Non si tratta di non avere una posizione, al contrario, si tratta di averne milioni differenti le une dalle altre, come per fortuna solo gli anarchici e le anarchiche sanno fare, e mi chiedo se qualcun’altro oltre a me, in questa giravolta di Assoluti da difendere o negare, ha visto che fine ha fatto l’Unico che siamo.

Potremo discutere quanto vogliamo, su cosa siamo: le femministe ci spiegheranno che cosa è la Donna, i preti cosa è l’Anima e il Corpo da essa scissa (come una pustola fastidiosa), i razzisti e le differenzialiste cosa è la Differenza (sessuale, simbolica, spirituale, culturale, fate voi), altri cosa è la Natura, il Progresso, la Scienza etc.

Agli anarchici e alle anarchiche interessa ancora come gli Unici si relazionano, negano, rifiutano, sovvertono, negoziano il “cosa sono”?

Si è capito che libertà non è identità, e che identità non fa rima con individualità?

E se la libera individualità - irriducibile alle cose - fosse l’ombra maestosa e potente, negata, espropriata, de-naturalizzata, dall’odierno luminoso sistema capitalistico?

Se fosse in quel nocciolo duro da ricercare la spinta per distruggere questo progresso utile soltanto a mantenere questo sistema di sviluppo?

Se la natura che ci sentiamo sfuggire dalle mani non fosse altro che la dis-connessione tra noi e la nostra vita sensibile, attaccata con armi di distruzione di massa linguistiche, tecnologiche, mercificanti? Se, insomma, scoprissimo che la nostra “natura” non è che un irriducibile niente magnificamente e individualmente trasformato da corpo e mente in una corsa contro il tempo di rivoluzioni, cambiamenti, volontà, desideri, passione, amore?
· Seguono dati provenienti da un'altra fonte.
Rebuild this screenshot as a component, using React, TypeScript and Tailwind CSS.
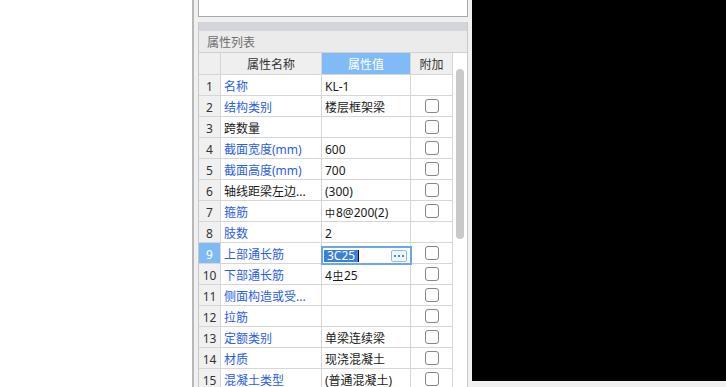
import React from "react";

type Row = {
  n: number;
  name: string;
  blue: boolean;
  value?: React.ReactNode;
  cb: boolean;
  editor?: boolean;
};

const Rebar1 = () => (
  <span className="mr-[1px] inline-block text-[10px] leading-[10px]">中</span>
);
const Rebar2 = () => (
  <span className="mx-[1px] inline-block border-b border-[#1a1a1a] text-[10px] leading-[9px]">中</span>
);

const rows: Row[] = [
  { n: 1, name: "名称", blue: true, value: "KL-1", cb: false },
  { n: 2, name: "结构类别", blue: true, value: "楼层框架梁", cb: true },
  { n: 3, name: "跨数量", blue: false, value: "", cb: true },
  { n: 4, name: "截面宽度(mm)", blue: true, value: "600", cb: true },
  { n: 5, name: "截面高度(mm)", blue: true, value: "700", cb: true },
  { n: 6, name: "轴线距梁左边...", blue: false, value: "(300)", cb: true },
  {
    n: 7,
    name: "箍筋",
    blue: true,
    value: (
      <>
        <Rebar1 />
        8@200(2)
      </>
    ),
    cb: true,
  },
  { n: 8, name: "肢数", blue: true, value: "2", cb: false },
  { n: 9, name: "上部通长筋", blue: true, editor: true, cb: true },
  {
    n: 10,
    name: "下部通长筋",
    blue: true,
    value: (
      <>
        4<Rebar2 />
        25
      </>
    ),
    cb: true,
  },
  { n: 11, name: "侧面构造或受...", blue: true, value: "", cb: true },
  { n: 12, name: "拉筋", blue: true, value: "", cb: true },
  { n: 13, name: "定额类别", blue: true, value: "单梁连续梁", cb: true },
  { n: 14, name: "材质", blue: true, value: "现浇混凝土", cb: true },
  { n: 15, name: "混凝土类型", blue: true, value: "(普通混凝土)", cb: true },
];

const cell = "border-r border-b border-[#d6d6d6]";

function Editor() {
  return (
    <div className="absolute -left-[1px] top-[3px] -right-[2px] -bottom-[2px] z-10 flex items-center border-2 border-[#6aa8ec] bg-white">
      <span className="ml-[1px] flex h-[12px] items-center bg-[#3a7fd8] px-[3px] pt-[1px] text-[12px] leading-[12px] text-white">
        3C25
      </span>
      <span className="h-[12px] w-[1px] bg-black" />
      <span className="ml-auto mr-[3px] flex h-[12px] w-[16px] items-center justify-center gap-[2px] rounded-[2px] border border-[#8ebdf0] bg-[#f1f7fe]">
        <span className="h-[2px] w-[2px] bg-[#4a8ae0]" />
        <span className="h-[2px] w-[2px] bg-[#4a8ae0]" />
        <span className="h-[2px] w-[2px] bg-[#4a8ae0]" />
      </span>
    </div>
  );
}

export default function App() {
  return (
    <div
      className="flex h-[387px] w-[726px] overflow-hidden bg-white text-[12px] text-[#1a1a1a]"
      style={{ fontFamily: '"Noto Sans", "Noto Sans CJK SC", sans-serif' }}
    >
      <div className="w-[192px] bg-white" />
      <div className="w-[2px] bg-[#b8b8b8]" />
      <div className="flex w-[278px] flex-col bg-[#f0f0f0] px-[4px]">
        <div className="h-[17px] shrink-0 border-x border-b border-[#a9a9a9] bg-white" />
        <div className="h-[5px] shrink-0" />
        <div className="flex flex-1 flex-col border-x border-[#c8c8c8] bg-white">
          <div className="h-[9px] shrink-0 bg-[#d4d5da]" />
          <div className="flex h-[22px] shrink-0 items-center border-b border-[#d0d0d0] bg-[#ebebeb] pl-[8px] pt-[2px] text-[#6e6e6e]">
            属性列表
          </div>
          <div className="flex">
            <div className="flex w-[254px] flex-col">
              <div className="flex h-[22px] bg-[#efefef] text-[#333]">
                <div className={`${cell} w-[22px]`} />
                <div className={`${cell} flex w-[101px] items-center justify-center pt-[3px]`}>属性名称</div>
                <div className={`${cell} flex w-[89px] items-center justify-center bg-[#80bbf7] pt-[3px] text-white`}>
                  属性值
                </div>
                <div className={`${cell} flex w-[42px] items-center justify-center pt-[3px]`}>附加</div>
              </div>
              {rows.map((r) => (
                <div key={r.n} className="flex h-[21px] shrink-0">
                  <div
                    className={`${cell} flex w-[22px] items-center justify-center pt-[3px] ${
                      r.editor ? "bg-[#7fbaf4] text-white" : "bg-[#f0f0f0] text-[#333]"
                    }`}
                  >
                    {r.n}
                  </div>
                  <div
                    className={`${cell} flex w-[101px] items-center whitespace-nowrap pl-[3px] pt-[3px] ${
                      r.blue ? "text-[#2a5de8]" : "text-[#1a1a1a]"
                    }`}
                  >
                    {r.name}
                  </div>
                  <div className={`${cell} relative flex w-[89px] items-center whitespace-nowrap pl-[3px] pt-[3px]`}>
                    {r.editor ? <Editor /> : r.value}
                  </div>
                  <div className={`${cell} flex w-[42px] items-center justify-center`}>
                    {r.cb && (
                      <span className="h-[14px] w-[14px] rounded-[3px] border border-[#858585] bg-white" />
                    )}
                  </div>
                </div>
              ))}
            </div>
            <div className="flex w-[14px] flex-col bg-white pl-[3px] pt-[16px]">
              <div className="h-[170px] w-[8px] rounded-full bg-[#c9c9c9]" />
            </div>
          </div>
        </div>
      </div>
      <div className="flex flex-1 flex-col bg-[#f0f0f0]">
        <div className="h-[381px] bg-black" />
      </div>
    </div>
  );
}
Se fossimo noi stessi a mancarci, come ci manca il fiato in una gabbia, o il nostro amore che non torna più? Se usassimo più poesia e meno tecnica per conoscerci, se saperci umani, naturali, artificiali, donne, uomini, trans, gay, lesbiche, black, colored – alla fine - non ci bastasse più?
E se fosse questa la guerra che ci è stata dichiarata dalla notte dei tempi, e avessimo – ancora una volta – sbagliato strada?